GUIDELINES that could help GPs and health workers recognise potential signs of domestic violence and abuse could help save lives of women and children in Birmingham.
Birmingham and Solihull Mental Health NHS Foundation Trust’s safeguarding team regularly see women at risk of violence or cruelty in their own homes, with mental health issues – which may be linked to drink or drug problems, often developed as a coping strategy.
More than 30,000 children in Birmingham either experience or witness domestic violence, and their lives – and their mothers’ - could be saved if frontline health workers raised the issue with patients they believe are at risk.
The guidelines were launched on International Women’s Day (Monday, March 8), and aim to give health professionals confidence to question women who may be at risk.
Liz Mayne, the national lead on establishing routine enquiry of abuse in mental health, said: “This is an excellent example of multi-agency working to address and reduce the incidence of domestic violence and related problems.”
The health trust’s domestic violence spokeswoman Lynne Johnson added: “This is never an easy subject to bring up but we know there is a link between domestic violence, mental health and drug/alcohol problems. To acknowledge this will ensure patients follow appropriate care pathways and interventions, with a collaborative approach across all relevant agencies.

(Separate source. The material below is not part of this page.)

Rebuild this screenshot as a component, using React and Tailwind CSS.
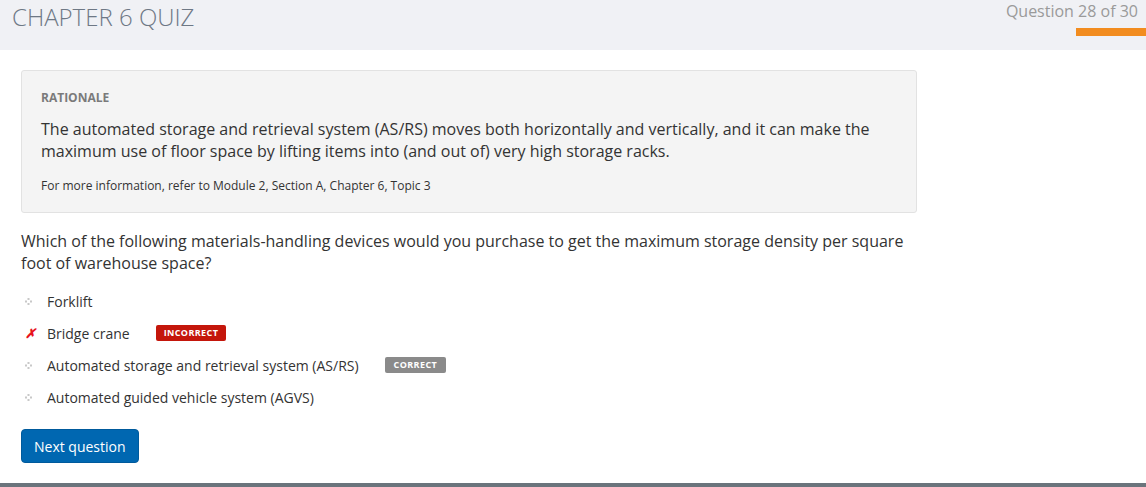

It’s clear many develop addictions through substances they use to cope, but if healthcare professionals had the confidence to ask about potential abuse at assessment, lives could be saved.”
Women who experience domestic violence are 15 times more likely to use alcohol and nine times more likely to turn to drugs, than women with no history of abuse . They also face a significantly higher risk of anxiety, depression, self-harm and suicide.